Short exercise: Quote all lines below exactly. Images stay out.

☆ ☆ ☆ ☆ ☆ ☆ ☆

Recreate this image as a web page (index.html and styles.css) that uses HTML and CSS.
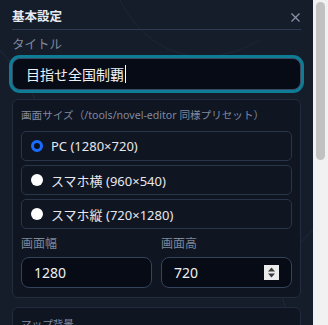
FILE: index.html
```html
<!DOCTYPE html>
<html lang="ja">
<head>
<meta charset="utf-8">
<link rel="stylesheet" href="styles.css">
</head>
<body>
<div class="frame">
  <div class="view">
    <svg class="map" width="313" height="325" viewBox="0 0 313 325" aria-hidden="true">
      <path d="M-10 40 C 40 90, 60 130, 30 200" stroke="#1f2a3c" fill="none" stroke-width="1"/>
      <path d="M120 0 C 150 60, 210 70, 260 40" stroke="#1c2638" fill="none" stroke-width="1"/>
      <path d="M313 230 C 280 260, 270 300, 300 330" stroke="#1f2a3c" fill="none" stroke-width="1"/>
    </svg>
    <div class="panel">
      <div class="head">
        <span class="head-title">基本設定</span>
        <svg class="close" width="9" height="9" viewBox="0 0 9 9"><path d="M0.5 0.5 L8.5 8.5 M8.5 0.5 L0.5 8.5" stroke="#8a94a6" stroke-width="1.2"/></svg>
      </div>
      <div class="label">タイトル</div>
      <div class="title-input">目指せ全国制覇<span class="caret"></span></div>

      <div class="card">
        <div class="card-label">画面サイズ（/tools/novel-editor 同様プリセット）</div>
        <div class="opt"><span class="radio on"></span>PC (1280×720)</div>
        <div class="opt"><span class="radio"></span>スマホ横 (960×540)</div>
        <div class="opt"><span class="radio"></span>スマホ縦 (720×1280)</div>
        <div class="dims">
          <div class="dim">
            <div class="dim-label">画面幅</div>
            <div class="num">1280</div>
          </div>
          <div class="dim">
            <div class="dim-label">画面高</div>
            <div class="num">720<span class="spin"><svg width="9" height="13" viewBox="0 0 9 13"><path d="M4.5 1.5 L8 5.5 H1 Z M4.5 11.5 L8 7.5 H1 Z" fill="#3a3a3a"/></svg></span></div>
          </div>
        </div>
      </div>

      <div class="card card2">
        <div class="card-label">マップ背景</div>
      </div>
    </div>
  </div>
  <div class="scrollbar"><div class="thumb"></div></div>
</div>
</body>
</html>
```
FILE: styles.css
```css
html, body { margin: 0; padding: 0; }
body {
  background: #151d2b;
  font-family: "Noto Sans", "Noto Sans CJK JP", sans-serif;
  color: #e5e7eb;
  overflow: hidden;
}
.frame {
  display: flex;
  width: 328px;
  height: 325px;
  overflow: hidden;
}
.view {
  position: relative;
  flex: 1;
  height: 325px;
  overflow: hidden;
  background: #151d2b;
}
.scrollbar {
  width: 15px;
  height: 325px;
  background: #f1f1f1;
  display: flex;
  justify-content: center;
  padding-top: 2px;
  box-sizing: border-box;
}
.thumb {
  width: 9px;
  height: 158px;
  background: #c1c1c1;
  border-radius: 5px;
}

.map { position: absolute; left: 0; top: 0; }
.panel {
  position: relative;
  padding: 0 12px;
}
.head {
  display: flex;
  justify-content: space-between;
  align-items: center;
  height: 28px;
  padding-top: 1px;
  border-bottom: 1px solid #2d3a52;
}
.head-title { font-weight: 700; font-size: 12.5px; color: #e8ebf0; }
.close { margin-right: 1px; margin-top: 4px; }
.label { font-size: 12.5px; color: #7f8899; margin-top: 6px; line-height: 18px; }
.title-input {
  margin-top: 4px;
  height: 30px;
  border: 1px solid #3b4a63;
  border-radius: 8px;
  background: #070b15;
  box-shadow: 0 0 0 3px #0e7c94;
  display: flex;
  align-items: center;
  padding-left: 13px;
  font-size: 14px;
  color: #eef0f4;
}
.caret { display: inline-block; width: 1px; height: 18px; background: #fff; margin-left: 1px; }

.card {
  margin-top: 9px;
  border: 1px solid #222c3e;
  border-radius: 6px;
  background: #0f1521;
  padding: 7px 8px 9px 8px;
}
.card-label { font-size: 10.6px; color: #8089a0; line-height: 16px; margin-bottom: 8px; }
.opt {
  display: flex;
  align-items: center;
  height: 28px;
  border: 1px solid #2a3549;
  border-radius: 5px;
  margin-top: 4px;
  padding-left: 9px;
  font-size: 13px;
  color: #e6e8ee;
}
.card-label + .opt { margin-top: 0; }
.radio {
  width: 12px; height: 12px;
  border-radius: 50%;
  background: #fff;
  margin-right: 8px;
  box-sizing: border-box;
}
.radio.on { background: #0a0f1e; border: 3px solid #1a6cff; }
.dims { display: flex; gap: 9px; margin-top: 6px; }
.dim { flex: 1; }
.dim-label { font-size: 12px; color: #7f8899; line-height: 18px; }
.num {
  position: relative;
  margin-top: 4px;
  height: 29px;
  border: 1px solid #34425a;
  border-radius: 8px;
  background: #070b15;
  display: flex;
  align-items: center;
  padding-left: 12px;
  font-size: 14px;
  color: #eef0f4;
}
.spin {
  position: absolute;
  right: 12px; top: 7px;
  width: 15px; height: 15px;
  background: #ececec;
  display: flex; align-items: center; justify-content: center;
}
.card2 { padding-top: 8px; height: 200px; }
```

☆ ☆ ☆ ☆ ☆ ☆ ☆

Problem solution:
Recreate this image as a web page (index.html and styles.css) that uses HTML and CSS.
FILE: index.html
```html
<!DOCTYPE html>
<html lang="ja">
<head>
<meta charset="utf-8">
<link rel="stylesheet" href="styles.css">
</head>
<body>
<div class="frame">
  <div class="view">
    <svg class="map" width="313" height="325" viewBox="0 0 313 325" aria-hidden="true">
      <path d="M-10 40 C 40 90, 60 130, 30 200" stroke="#1f2a3c" fill="none" stroke-width="1"/>
      <path d="M120 0 C 150 60, 210 70, 260 40" stroke="#1c2638" fill="none" stroke-width="1"/>
      <path d="M313 230 C 280 260, 270 300, 300 330" stroke="#1f2a3c" fill="none" stroke-width="1"/>
    </svg>
    <div class="panel">
      <div class="head">
        <span class="head-title">基本設定</span>
        <svg class="close" width="9" height="9" viewBox="0 0 9 9"><path d="M0.5 0.5 L8.5 8.5 M8.5 0.5 L0.5 8.5" stroke="#8a94a6" stroke-width="1.2"/></svg>
      </div>
      <div class="label">タイトル</div>
      <div class="title-input">目指せ全国制覇<span class="caret"></span></div>

      <div class="card">
        <div class="card-label">画面サイズ（/tools/novel-editor 同様プリセット）</div>
        <div class="opt"><span class="radio on"></span>PC (1280×720)</div>
        <div class="opt"><span class="radio"></span>スマホ横 (960×540)</div>
        <div class="opt"><span class="radio"></span>スマホ縦 (720×1280)</div>
        <div class="dims">
          <div class="dim">
            <div class="dim-label">画面幅</div>
            <div class="num">1280</div>
          </div>
          <div class="dim">
            <div class="dim-label">画面高</div>
            <div class="num">720<span class="spin"><svg width="9" height="13" viewBox="0 0 9 13"><path d="M4.5 1.5 L8 5.5 H1 Z M4.5 11.5 L8 7.5 H1 Z" fill="#3a3a3a"/></svg></span></div>
          </div>
        </div>
      </div>

      <div class="card card2">
        <div class="card-label">マップ背景</div>
      </div>
    </div>
  </div>
  <div class="scrollbar"><div class="thumb"></div></div>
</div>
</body>
</html>
```
FILE: styles.css
```css
html, body { margin: 0; padding: 0; }
body {
  background: #151d2b;
  font-family: "Noto Sans", "Noto Sans CJK JP", sans-serif;
  color: #e5e7eb;
  overflow: hidden;
}
.frame {
  display: flex;
  width: 328px;
  height: 325px;
  overflow: hidden;
}
.view {
  position: relative;
  flex: 1;
  height: 325px;
  overflow: hidden;
  background: #151d2b;
}
.scrollbar {
  width: 15px;
  height: 325px;
  background: #f1f1f1;
  display: flex;
  justify-content: center;
  padding-top: 2px;
  box-sizing: border-box;
}
.thumb {
  width: 9px;
  height: 158px;
  background: #c1c1c1;
  border-radius: 5px;
}

.map { position: absolute; left: 0; top: 0; }
.panel {
  position: relative;
  padding: 0 12px;
}
.head {
  display: flex;
  justify-content: space-between;
  align-items: center;
  height: 28px;
  padding-top: 1px;
  border-bottom: 1px solid #2d3a52;
}
.head-title { font-weight: 700; font-size: 12.5px; color: #e8ebf0; }
.close { margin-right: 1px; margin-top: 4px; }
.label { font-size: 12.5px; color: #7f8899; margin-top: 6px; line-height: 18px; }
.title-input {
  margin-top: 4px;
  height: 30px;
  border: 1px solid #3b4a63;
  border-radius: 8px;
  background: #070b15;
  box-shadow: 0 0 0 3px #0e7c94;
  display: flex;
  align-items: center;
  padding-left: 13px;
  font-size: 14px;
  color: #eef0f4;
}
.caret { display: inline-block; width: 1px; height: 18px; background: #fff; margin-left: 1px; }

.card {
  margin-top: 9px;
  border: 1px solid #222c3e;
  border-radius: 6px;
  background: #0f1521;
  padding: 7px 8px 9px 8px;
}
.card-label { font-size: 10.6px; color: #8089a0; line-height: 16px; margin-bottom: 8px; }
.opt {
  display: flex;
  align-items: center;
  height: 28px;
  border: 1px solid #2a3549;
  border-radius: 5px;
  margin-top: 4px;
  padding-left: 9px;
  font-size: 13px;
  color: #e6e8ee;
}
.card-label + .opt { margin-top: 0; }
.radio {
  width: 12px; height: 12px;
  border-radius: 50%;
  background: #fff;
  margin-right: 8px;
  box-sizing: border-box;
}
.radio.on { background: #0a0f1e; border: 3px solid #1a6cff; }
.dims { display: flex; gap: 9px; margin-top: 6px; }
.dim { flex: 1; }
.dim-label { font-size: 12px; color: #7f8899; line-height: 18px; }
.num {
  position: relative;
  margin-top: 4px;
  height: 29px;
  border: 1px solid #34425a;
  border-radius: 8px;
  background: #070b15;
  display: flex;
  align-items: center;
  padding-left: 12px;
  font-size: 14px;
  color: #eef0f4;
}
.spin {
  position: absolute;
  right: 12px; top: 7px;
  width: 15px; height: 15px;
  background: #ececec;
  display: flex; align-items: center; justify-content: center;
}
.card2 { padding-top: 8px; height: 200px; }
```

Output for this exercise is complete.